Information supplied
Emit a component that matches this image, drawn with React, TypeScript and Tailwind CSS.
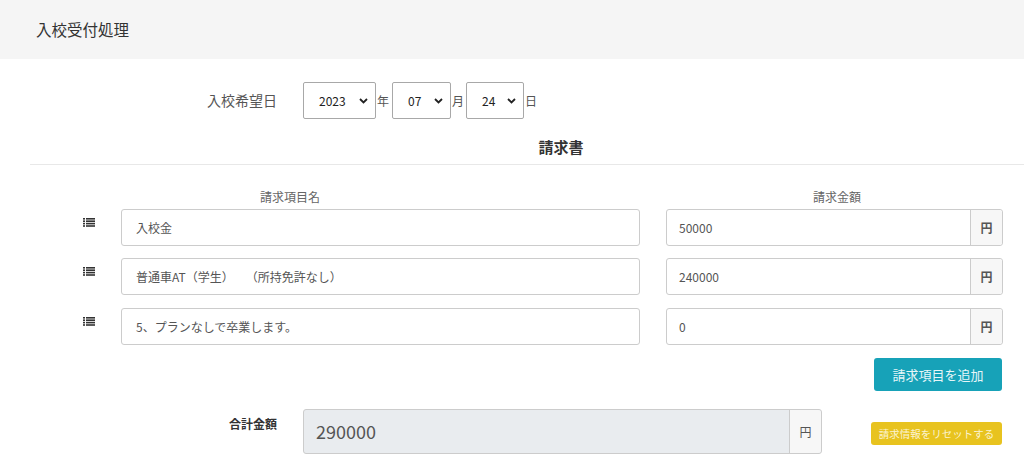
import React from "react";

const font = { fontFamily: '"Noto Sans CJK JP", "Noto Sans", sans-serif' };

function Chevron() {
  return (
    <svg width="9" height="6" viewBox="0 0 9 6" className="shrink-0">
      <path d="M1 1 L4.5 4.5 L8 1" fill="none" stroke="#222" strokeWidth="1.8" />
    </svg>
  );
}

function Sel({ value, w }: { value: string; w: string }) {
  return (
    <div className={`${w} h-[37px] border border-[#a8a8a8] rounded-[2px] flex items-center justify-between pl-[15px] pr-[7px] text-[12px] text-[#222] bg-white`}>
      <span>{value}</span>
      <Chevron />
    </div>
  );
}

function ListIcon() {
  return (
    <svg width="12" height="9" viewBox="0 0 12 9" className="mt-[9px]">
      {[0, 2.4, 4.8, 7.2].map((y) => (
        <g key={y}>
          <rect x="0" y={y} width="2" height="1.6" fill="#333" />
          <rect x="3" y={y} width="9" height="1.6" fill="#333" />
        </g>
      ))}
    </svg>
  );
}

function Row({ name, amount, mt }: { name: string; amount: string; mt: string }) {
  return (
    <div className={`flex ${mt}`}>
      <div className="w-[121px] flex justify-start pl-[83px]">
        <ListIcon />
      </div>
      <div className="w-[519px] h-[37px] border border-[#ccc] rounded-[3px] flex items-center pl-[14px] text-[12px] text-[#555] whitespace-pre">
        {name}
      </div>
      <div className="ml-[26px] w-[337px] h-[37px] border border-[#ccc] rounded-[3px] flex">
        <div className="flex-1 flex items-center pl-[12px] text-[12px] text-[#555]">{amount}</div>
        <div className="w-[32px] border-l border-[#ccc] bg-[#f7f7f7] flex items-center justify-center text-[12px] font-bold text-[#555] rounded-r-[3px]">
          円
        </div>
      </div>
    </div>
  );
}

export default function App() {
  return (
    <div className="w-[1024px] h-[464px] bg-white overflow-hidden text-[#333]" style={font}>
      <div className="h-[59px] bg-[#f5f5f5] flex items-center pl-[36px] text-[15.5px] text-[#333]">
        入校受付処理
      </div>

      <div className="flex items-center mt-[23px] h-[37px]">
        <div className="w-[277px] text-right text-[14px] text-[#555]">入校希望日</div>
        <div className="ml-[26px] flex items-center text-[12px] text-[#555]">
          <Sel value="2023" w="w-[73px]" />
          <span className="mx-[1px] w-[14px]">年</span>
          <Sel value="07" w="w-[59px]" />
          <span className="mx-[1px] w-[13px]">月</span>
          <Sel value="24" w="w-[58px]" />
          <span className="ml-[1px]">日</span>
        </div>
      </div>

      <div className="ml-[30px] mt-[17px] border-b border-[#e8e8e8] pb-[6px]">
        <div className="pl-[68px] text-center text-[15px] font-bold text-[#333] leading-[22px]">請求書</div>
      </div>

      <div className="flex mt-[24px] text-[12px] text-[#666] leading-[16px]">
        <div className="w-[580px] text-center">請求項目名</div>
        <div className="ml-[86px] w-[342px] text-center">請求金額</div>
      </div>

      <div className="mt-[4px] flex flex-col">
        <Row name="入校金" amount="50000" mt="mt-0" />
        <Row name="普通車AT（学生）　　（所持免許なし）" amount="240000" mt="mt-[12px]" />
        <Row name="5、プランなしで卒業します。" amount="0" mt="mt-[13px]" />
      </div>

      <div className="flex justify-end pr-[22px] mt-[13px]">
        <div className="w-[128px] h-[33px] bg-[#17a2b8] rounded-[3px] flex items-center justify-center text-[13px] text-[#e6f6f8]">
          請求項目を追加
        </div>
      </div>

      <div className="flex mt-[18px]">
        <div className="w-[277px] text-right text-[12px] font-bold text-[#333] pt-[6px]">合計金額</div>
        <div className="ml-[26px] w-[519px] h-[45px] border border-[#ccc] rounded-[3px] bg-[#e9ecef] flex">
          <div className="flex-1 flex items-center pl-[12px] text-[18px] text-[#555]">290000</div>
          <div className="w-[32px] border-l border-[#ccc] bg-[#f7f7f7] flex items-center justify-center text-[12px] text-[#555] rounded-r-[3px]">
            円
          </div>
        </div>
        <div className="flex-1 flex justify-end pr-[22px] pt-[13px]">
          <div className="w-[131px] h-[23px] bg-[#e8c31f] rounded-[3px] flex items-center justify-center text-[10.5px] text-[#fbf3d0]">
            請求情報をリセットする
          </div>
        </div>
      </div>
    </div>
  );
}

Problem statement
Restate the full listing verbatim and drop every picture.

The completed task
Emit a component that matches this image, drawn with React, TypeScript and Tailwind CSS.
import React from "react";

const font = { fontFamily: '"Noto Sans CJK JP", "Noto Sans", sans-serif' };

function Chevron() {
  return (
    <svg width="9" height="6" viewBox="0 0 9 6" className="shrink-0">
      <path d="M1 1 L4.5 4.5 L8 1" fill="none" stroke="#222" strokeWidth="1.8" />
    </svg>
  );
}

function Sel({ value, w }: { value: string; w: string }) {
  return (
    <div className={`${w} h-[37px] border border-[#a8a8a8] rounded-[2px] flex items-center justify-between pl-[15px] pr-[7px] text-[12px] text-[#222] bg-white`}>
      <span>{value}</span>
      <Chevron />
    </div>
  );
}

function ListIcon() {
  return (
    <svg width="12" height="9" viewBox="0 0 12 9" className="mt-[9px]">
      {[0, 2.4, 4.8, 7.2].map((y) => (
        <g key={y}>
          <rect x="0" y={y} width="2" height="1.6" fill="#333" />
          <rect x="3" y={y} width="9" height="1.6" fill="#333" />
        </g>
      ))}
    </svg>
  );
}

function Row({ name, amount, mt }: { name: string; amount: string; mt: string }) {
  return (
    <div className={`flex ${mt}`}>
      <div className="w-[121px] flex justify-start pl-[83px]">
        <ListIcon />
      </div>
      <div className="w-[519px] h-[37px] border border-[#ccc] rounded-[3px] flex items-center pl-[14px] text-[12px] text-[#555] whitespace-pre">
        {name}
      </div>
      <div className="ml-[26px] w-[337px] h-[37px] border border-[#ccc] rounded-[3px] flex">
        <div className="flex-1 flex items-center pl-[12px] text-[12px] text-[#555]">{amount}</div>
        <div className="w-[32px] border-l border-[#ccc] bg-[#f7f7f7] flex items-center justify-center text-[12px] font-bold text-[#555] rounded-r-[3px]">
          円
        </div>
      </div>
    </div>
  );
}

export default function App() {
  return (
    <div className="w-[1024px] h-[464px] bg-white overflow-hidden text-[#333]" style={font}>
      <div className="h-[59px] bg-[#f5f5f5] flex items-center pl-[36px] text-[15.5px] text-[#333]">
        入校受付処理
      </div>

      <div className="flex items-center mt-[23px] h-[37px]">
        <div className="w-[277px] text-right text-[14px] text-[#555]">入校希望日</div>
        <div className="ml-[26px] flex items-center text-[12px] text-[#555]">
          <Sel value="2023" w="w-[73px]" />
          <span className="mx-[1px] w-[14px]">年</span>
          <Sel value="07" w="w-[59px]" />
          <span className="mx-[1px] w-[13px]">月</span>
          <Sel value="24" w="w-[58px]" />
          <span className="ml-[1px]">日</span>
        </div>
      </div>

      <div className="ml-[30px] mt-[17px] border-b border-[#e8e8e8] pb-[6px]">
        <div className="pl-[68px] text-center text-[15px] font-bold text-[#333] leading-[22px]">請求書</div>
      </div>

      <div className="flex mt-[24px] text-[12px] text-[#666] leading-[16px]">
        <div className="w-[580px] text-center">請求項目名</div>
        <div className="ml-[86px] w-[342px] text-center">請求金額</div>
      </div>

      <div className="mt-[4px] flex flex-col">
        <Row name="入校金" amount="50000" mt="mt-0" />
        <Row name="普通車AT（学生）　　（所持免許なし）" amount="240000" mt="mt-[12px]" />
        <Row name="5、プランなしで卒業します。" amount="0" mt="mt-[13px]" />
      </div>

      <div className="flex justify-end pr-[22px] mt-[13px]">
        <div className="w-[128px] h-[33px] bg-[#17a2b8] rounded-[3px] flex items-center justify-center text-[13px] text-[#e6f6f8]">
          請求項目を追加
        </div>
      </div>

      <div className="flex mt-[18px]">
        <div className="w-[277px] text-right text-[12px] font-bold text-[#333] pt-[6px]">合計金額</div>
        <div className="ml-[26px] w-[519px] h-[45px] border border-[#ccc] rounded-[3px] bg-[#e9ecef] flex">
          <div className="flex-1 flex items-center pl-[12px] text-[18px] text-[#555]">290000</div>
          <div className="w-[32px] border-l border-[#ccc] bg-[#f7f7f7] flex items-center justify-center text-[12px] text-[#555] rounded-r-[3px]">
            円
          </div>
        </div>
        <div className="flex-1 flex justify-end pr-[22px] pt-[13px]">
          <div className="w-[131px] h-[23px] bg-[#e8c31f] rounded-[3px] flex items-center justify-center text-[10.5px] text-[#fbf3d0]">
            請求情報をリセットする
          </div>
        </div>
      </div>
    </div>
  );
}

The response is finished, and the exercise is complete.